I've got comments that have 1..N comment_notifications.

Each notification basically contains a username of the user notified.

Each notification can be resolved_at when the user is done with it.

This query is slower than I'd like – seeing times around 100–150 ms in production (hobby DB plan on Heroku) but would like to get it down to at least 50 ms or so.

  SELECT c0."id", c0."resolved_at", c0."username", c0."comment_id", c0."inserted_at", c0."updated_at",
  c1."id", c1."github_id", c1."commit_sha", c1."body", c1."commented_at", c1."commenter_username", c1."path", c1."position", c1."payload", c1."inserted_at", c1."updated_at"
  FROM "comment_notifications" AS c0
  INNER JOIN "comments" AS c1 ON c1."id" = c0."comment_id"
    (NOT (c0."resolved_at" IS NULL)) AND
    (LOWER(c1."commenter_username") = 'henrik')
  ORDER BY c0."resolved_at" DESC
  LIMIT 300

These are some of my indexes:

CREATE INDEX comment_notifications_resolved_at_index ON public.comment_notifications USING btree (resolved_at);

CREATE INDEX comment_notifications_lower_username_index ON public.comment_notifications USING btree (lower((username)::text));

This is the result of the EXPLAIN ANALYZE:

                                                                QUERY PLAN
 Limit  (cost=57.86..57.86 rows=5 width=298) (actual time=1.931..1.969 rows=300 loops=1)
   ->  Sort  (cost=57.86..57.86 rows=5 width=298) (actual time=1.930..1.949 rows=300 loops=1)
         Sort Key: c0.resolved_at DESC
         Sort Method: quicksort  Memory: 238kB
         ->  Hash Join  (cost=43.64..57.85 rows=5 width=298) (actual time=1.101..1.520 rows=459 loops=1)
               Hash Cond: (c0.comment_id = c1.id)
               ->  Seq Scan on comment_notifications c0  (cost=0.00..13.75 rows=866 width=48) (actual time=0.014..0.177 rows=871 loops=1)
                     Filter: (resolved_at IS NOT NULL)
                     Rows Removed by Filter: 46
               ->  Hash  (cost=43.62..43.62 rows=6 width=250) (actual time=1.051..1.051 rows=473 loops=1)
                     Buckets: 1024  Batches: 1  Memory Usage: 140kB
                     ->  Seq Scan on comments c1  (cost=0.00..43.62 rows=6 width=250) (actual time=0.058..0.805 rows=473 loops=1)
                           Filter: (lower((commenter_username)::text) = 'henrik'::text)
                           Rows Removed by Filter: 387
 Planning Time: 1.221 ms
 Execution Time: 2.056 ms
(16 rows)

My reading is that the username filter is the most expensive part by far. But I have an index on LOWER(username) as seen above. Any thoughts on why it's not being used?

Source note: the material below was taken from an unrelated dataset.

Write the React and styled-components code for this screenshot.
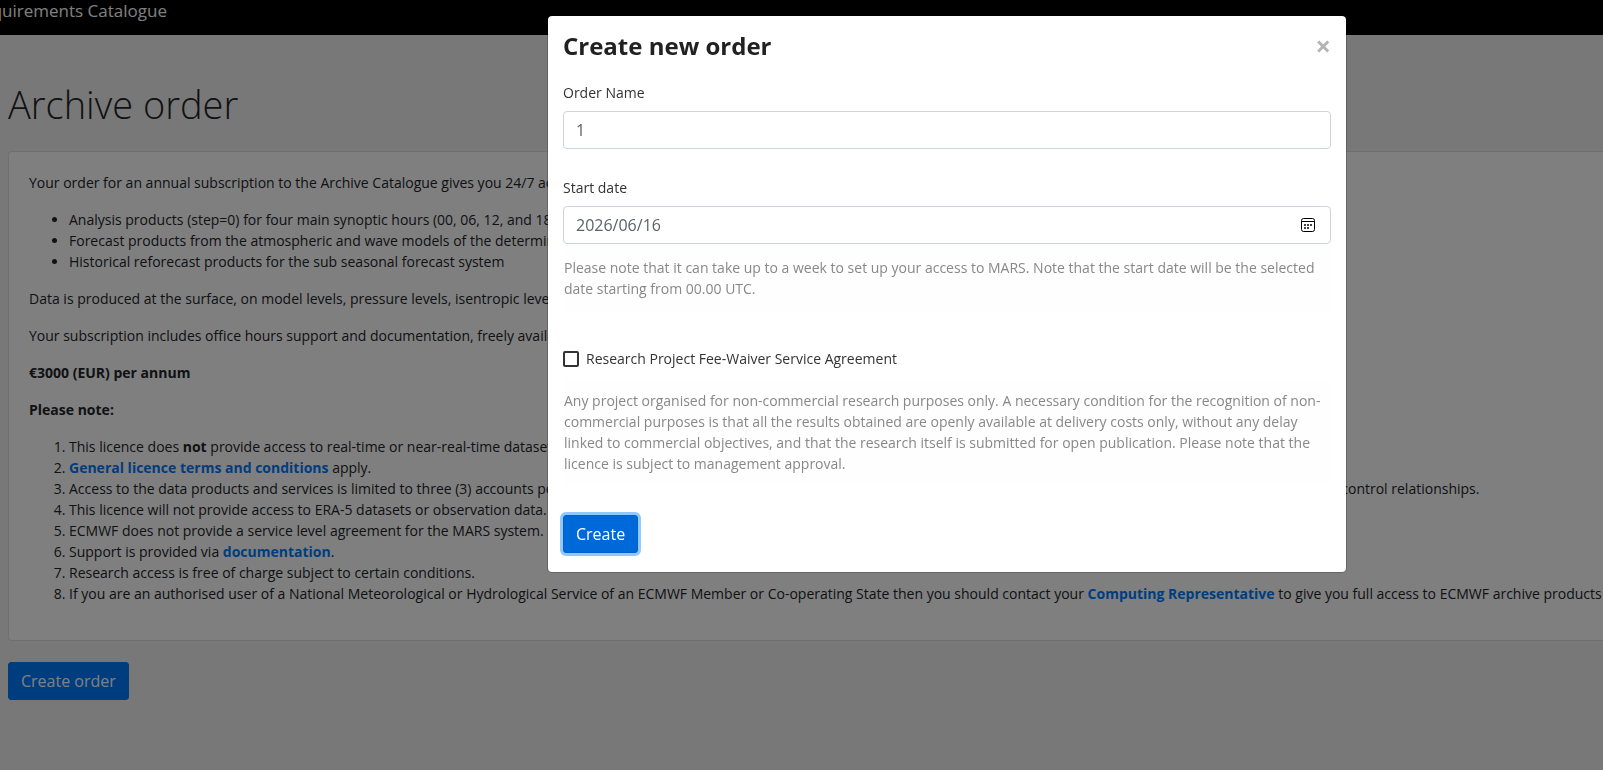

Any suggestions of what I could improve, or further experiments I could make?

  • 2
    Your table is simply too small to make the an index usage efficient. Also: the query only takes 2 milliseconds not 150ms – a_horse_with_no_name Jun 25 '20 at 21:23
  • @a_horse_with_no_name Thank you! What other approaches could I take instead? I suspect you're not saying that with a small table there's no way out of queries being slow? – Henrik N Jun 25 '20 at 21:25
  • Someone pointed out elsewhere that my index is on comment_notifications.username, but the EXPLAIN points out a filter on comments.commenter_username – will see if adding an index there helps. – Henrik N Jun 25 '20 at 21:25
  • @a_horse_with_no_name And the query did take ~100–150 ms in production – not sure why EXPLAIN reports a much shorter execution time. – Henrik N Jun 25 '20 at 21:32
  • 2
    How did you measure the time on production? Did it include time spent sending data over the network? – jjanes Jun 25 '20 at 22:20

Two different indexes for your query:

As you found out yourself, you had the column comment_notifications.username indexed, which is irrelevant for the case. You need this one instead:

CREATE INDEX c_lower_commenter_username_idx
ON public.comments (lower(commenter_username));

More importantly, the plan also shows a sequential scan on comment_notifications - the far bigger table. Another index on (comment_id) seems to be missing. Or, tailored to the query, this partial multicolumn index:

CREATE INDEX cn_comment_id_resolved_at_idx
ON public.comment_notifications(comment_id DESC, resolved_at DESC)
WHERE resolved_at IS NOT NULL;

Run ANALYZE on the tables after creating these (and possibly deleting the ones you had).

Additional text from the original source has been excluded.